Senate Version of Posted Bill Introduced

At least one industry postal watcher has given a qualified thumbs-up to the Senate postal reform bill put forth Thursday.

Senators Susan Collins (R-ME) and Thomas Carper (D-DE) Thursday introduced their version of The Postal Accountability and Enhancement Act of 2004, about a week after the House Committee on Government Reform approved the Postal Accountability and Enhancement Act of 2004, the first postal reform bill to get this far in 30 years.

“I haven’t thoroughly read the bill yet but noticed that worksharing discounts in the Senate bill seem more favorable to the industry than those in the house proposal,” said Ed Gleiman, postal consultant to the Direct Marketing Association.

Gleiman said he also liked language in the Senate bill that more closely linked postage rate increases to the rate of inflation.

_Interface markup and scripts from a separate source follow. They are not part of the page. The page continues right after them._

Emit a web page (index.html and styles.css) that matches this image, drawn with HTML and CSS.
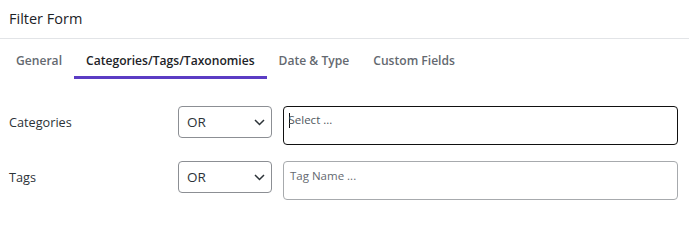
FILE: index.html
```html
<!DOCTYPE html>
<html>
<head>
<meta charset="utf-8">
<link rel="stylesheet" href="styles.css">
</head>
<body>
<div class="panel">
  <div class="header"><h1 class="title">Filter Form</h1></div>
  <nav class="tabs">
    <span class="tab">General</span>
    <span class="tab active">Categories/Tags/Taxonomies</span>
    <span class="tab">Date &amp; Type</span>
    <span class="tab">Custom Fields</span>
  </nav>
  <div class="content">
    <div class="row">
      <label class="label">Categories</label>
      <div class="select">
        <span>OR</span>
        <svg class="chev" width="11" height="7" viewBox="0 0 11 7"><path d="M1 1l4.5 4.5L10 1" fill="none" stroke="#2c3338" stroke-width="1.5"/></svg>
      </div>
      <div class="field focused"><span class="caret"></span><span class="ph dark">Select ...</span></div>
    </div>
    <div class="row">
      <label class="label">Tags</label>
      <div class="select">
        <span>OR</span>
        <svg class="chev" width="11" height="7" viewBox="0 0 11 7"><path d="M1 1l4.5 4.5L10 1" fill="none" stroke="#2c3338" stroke-width="1.5"/></svg>
      </div>
      <div class="field"><span class="ph">Tag Name ...</span></div>
    </div>
  </div>
</div>
</body>
</html>
```
FILE: styles.css
```css
* { box-sizing: border-box; }
body {
  margin: 0;
  background: #fff;
  font-family: "Open Sans", "Noto Sans", sans-serif;
  color: #1d2327;
}
.header {
  height: 39px;
  padding: 0 9px;
  border-bottom: 1px solid #e2e4e7;
  display: flex;
  align-items: center;
}
.title {
  margin: 0 0 2px;
  font-size: 14.5px;
  font-weight: 500;
  color: #1d2327;
}
.tabs {
  display: flex;
  padding-left: 4px;
}
.tab {
  padding: 13px 12px 6px;
  line-height: 18px;
  font-size: 12.1px;
  font-weight: 600;
  color: #646970;
  border-bottom: 3px solid transparent;
  white-space: nowrap;
}
.tab.active {
  color: #1d2327;
  border-bottom-color: #5b3cc4;
}
.content {
  padding: 27px 11px 0 9px;
  display: flex;
  flex-direction: column;
  gap: 16px;
}
.row {
  display: flex;
  align-items: flex-start;
}
.label {
  width: 169px;
  flex: none;
  line-height: 32px;
  font-size: 12.7px;
  color: #2c3338;
}
.select {
  width: 94px;
  height: 32px;
  flex: none;
  border: 1px solid #8c8f94;
  border-radius: 4px;
  display: flex;
  align-items: center;
  justify-content: space-between;
  padding: 0 6px 0 8px;
  font-size: 13.5px;
  color: #2c3338;
}
.chev { margin-top: 1px; }
.field {
  flex: 1;
  margin-left: 11px;
  height: 39px;
  border: 1px solid #a7aaad;
  border-radius: 4px;
  padding: 5px 6px 0 6px;
  display: flex;
  align-items: flex-start;
  font-size: 11.5px;
  line-height: 18px;
}
.field.focused {
  border: 1.5px solid #111;
  padding: 4px 6px 0 4.5px;
}
.caret {
  width: 1px;
  height: 15px;
  margin-top: 2px;
  background: #111;
}
.ph { color: #646970; }
.ph.dark { color: #50575e; margin-left: -1px; }
```
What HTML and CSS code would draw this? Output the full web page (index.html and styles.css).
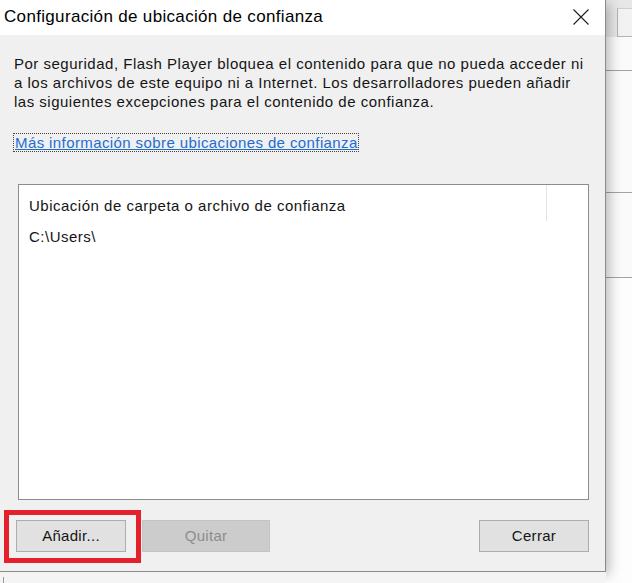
FILE: index.html
```html
<!DOCTYPE html>
<html lang="es">
<head>
<meta charset="utf-8">
<title>Configuración de ubicación de confianza</title>
<link rel="stylesheet" href="styles.css">
</head>
<body>
<div class="desktop">
  <div class="left-col">
    <div class="dialog">
      <div class="titlebar">
        <span class="title">Configuración de ubicación de confianza</span>
        <svg class="close" width="16" height="16" viewBox="0 0 16 16" aria-hidden="true">
          <path d="M0.5 0.5 L15.5 15.5 M15.5 0.5 L0.5 15.5" stroke="#1e1e1e" stroke-width="1.1" fill="none"/>
        </svg>
      </div>
      <div class="content">
        <p class="intro">Por seguridad, Flash Player bloquea el contenido para que no pueda acceder ni<br>a los archivos de este equipo ni a Internet. Los desarrolladores pueden añadir<br>las siguientes excepciones para el contenido de confianza.</p>
        <div class="link-row"><a class="link" href="#">Más información sobre ubicaciones de confianza</a></div>
        <div class="listbox">
          <div class="list-header">
            <div class="col-main">Ubicación de carpeta o archivo de confianza</div>
            <div class="col-rest"></div>
          </div>
          <div class="list-row">C:\Users\</div>
        </div>
        <div class="buttons">
          <div class="btn-wrap">
            <button class="btn">Añadir...</button>
            <div class="highlight"></div>
          </div>
          <button class="btn btn-disabled" disabled>Quitar</button>
          <div class="spacer"></div>
          <button class="btn">Cerrar</button>
        </div>
      </div>
    </div>
    <div class="under"><div class="under-line"></div></div>
  </div>
  <div class="right-col">
    <div class="bg-tabs"><div class="bg-tab"></div></div>
    <div class="bg-band band1"></div>
    <div class="bg-band band2"></div>
    <div class="bg-band band3"></div>
    <div class="bg-rest"></div>
  </div>
</div>
</body>
</html>
```
FILE: styles.css
```css
html, body {
  margin: 0;
  padding: 0;
}
body {
  width: 632px;
  height: 583px;
  overflow: hidden;
  background: #f7f7f7;
  font-family: "Liberation Sans", Arial, sans-serif;
  color: #1a1a1a;
}
.desktop {
  display: flex;
  width: 632px;
  height: 583px;
}
.left-col {
  width: 606px;
  display: flex;
  flex-direction: column;
  position: relative;
  z-index: 2;
}
.dialog {
  width: 605px;
  height: 571px;
  border-right: 1px solid #8a8a8a;
  border-bottom: 1px solid #8a8a8a;
  background: #f0f0f0;
  display: flex;
  flex-direction: column;
  box-shadow: 3px 3px 12px rgba(0, 0, 0, 0.28);
}
.titlebar {
  height: 35px;
  background: #ffffff;
  display: flex;
  align-items: center;
  padding-left: 4px;
  padding-right: 16px;
  flex: none;
}
.title {
  font-size: 17px;
  letter-spacing: 0.33px;
  color: #000;
  flex: 1;
  padding-bottom: 1px;
}
.close {
  display: block;
  margin-top: -2px;
}
.content {
  flex: 1;
  padding: 19px 16px 0 14px;
  display: flex;
  flex-direction: column;
}
.intro {
  margin: 0;
  font-size: 15px;
  line-height: 19px;
  letter-spacing: 0.5px;
  color: #151515;
}
.link-row {
  margin-top: 22px;
  line-height: 19px;
  font-size: 15px;
  letter-spacing: 0.4px;
}
.link {
  color: #1e6ed0;
  text-decoration: underline;
  outline: 1px dotted #444;
  padding: 0 0 0 1px;
}
.listbox {
  margin-top: 32px;
  margin-left: 4px;
  width: 569px;
  height: 314px;
  background: #ffffff;
  border: 1px solid #8c8c8c;
  font-size: 15px;
  line-height: 19px;
  letter-spacing: 0.5px;
  color: #151515;
}
.list-header {
  display: flex;
  height: 36px;
}
.col-main {
  width: 517px;
  padding: 11px 0 0 10px;
  border-right: 1px solid #e3e3e3;
  box-sizing: content-box;
  height: 25px;
}
.col-rest {
  flex: 1;
}
.list-row {
  padding: 6px 0 0 10px;
}
.buttons {
  margin-top: 20px;
  display: flex;
  align-items: flex-start;
  gap: 16px;
  padding-left: 2px;
}
.btn-wrap {
  position: relative;
}
.btn {
  display: block;
  height: 32px;
  width: 110px;
  margin: 0;
  padding: 0 0 2px;
  border: 1px solid #adadad;
  background: #e1e1e1;
  font-family: "Liberation Sans", Arial, sans-serif;
  font-size: 15px;
  letter-spacing: 0.3px;
  color: #151515;
  border-radius: 0;
}
.btn-disabled {
  width: 128px;
  background: #cccccc;
  border-color: #c4c4c4;
  color: #8d8d8d;
}
.spacer {
  flex: 1;
}
.highlight {
  position: absolute;
  left: -12px;
  top: -10px;
  width: 127px;
  height: 43px;
  border: 5px solid #e3202b;
  pointer-events: none;
}
.under {
  flex: 1;
  background: #f4f4f4;
  padding-left: 3px;
  padding-top: 5px;
  display: flex;
}
.under-line {
  width: 1px;
  background: #9a9a9a;
}
.right-col {
  flex: 1;
  display: flex;
  flex-direction: column;
  background: #fbfbfb;
}
.bg-tabs {
  height: 37px;
  background: #e7e7e7;
  padding-left: 11px;
  padding-top: 8px;
  box-sizing: border-box;
  display: flex;
}
.bg-tab {
  flex: 1;
  border-left: 1px solid #b4b4b4;
  border-top: 1px solid #cfcfcf;
  border-bottom: 1px solid #b4b4b4;
  background: #f2f2f2;
}
.bg-band {
  border-bottom: 1px solid #a3a3a3;
  background: #fafafa;
}
.band1 { height: 33px; }
.band2 { height: 121px; }
.band3 { height: 84px; }
.bg-rest {
  flex: 1;
  background: #fdfdfd;
}
```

But he cautioned that “there are 41 more pages in the Senate bill than in the House bill that cleared the House Government Reform Committee last week. And that’s 41 pages worth of differences.”

Overall the Senate bill:

*Preserves universal service to every address in the country.

*Simplifies Postal Service product and service pricing and replaces the current rate-setting process with a rate-cap based structure to allow the USPS to react more quickly to changes in the mailing industry.

*Links rate caps to an inflation indicator of the new Postal Regulatory Commission’s choosing.

*Gives the USPS Board of Governors the authority to set rates for competitive products, such as Express Mail and Parcel Post, as long as these prices do not result in cross-subsidy from the market-dominant products.

*Gives the Postal Regulatory Commission the power to institute emergency price increases due to unexpected and extraordinary circumstances such as the anthrax attacks in the fall of 2001.

*Guarantees a higher degree of transparency to ensure fair treatment of customers of the USPS’s market-dominant products and companies competing with the Postal Service’s competitive products.

*Authorizes the USPS to enter into negotiated service agreements with mailers, letting mailers perform some of the work.

*Repeals the Civil Service Retirement Service (CSRS) escrow fund provision and transfers the military retiree pension obligation back to the Department of Treasury.

*Gives USPS the authority to transfer individuals receiving workers’ compensation to a retirement annuity when the affected individual reaches the age of 65.

*Requires that all future Postal Service Governors be selected based on their demonstrated ability in managing organizations or corporations of substantial size.

Gleiman predicted that the mailing industry would lobby hard for these bills to pass this year but conceded they might not have support from all quarters.

“A bill can be stopped at any time,” he said.

And with the election looming and may other issues taking center stage in Congress now, what prospects does postal reform have for passage this year?

“I’ve never been to Las Vegas,” Gleiman said. “But we’ve never gotten this close before on postal reform so I’m upbeat.”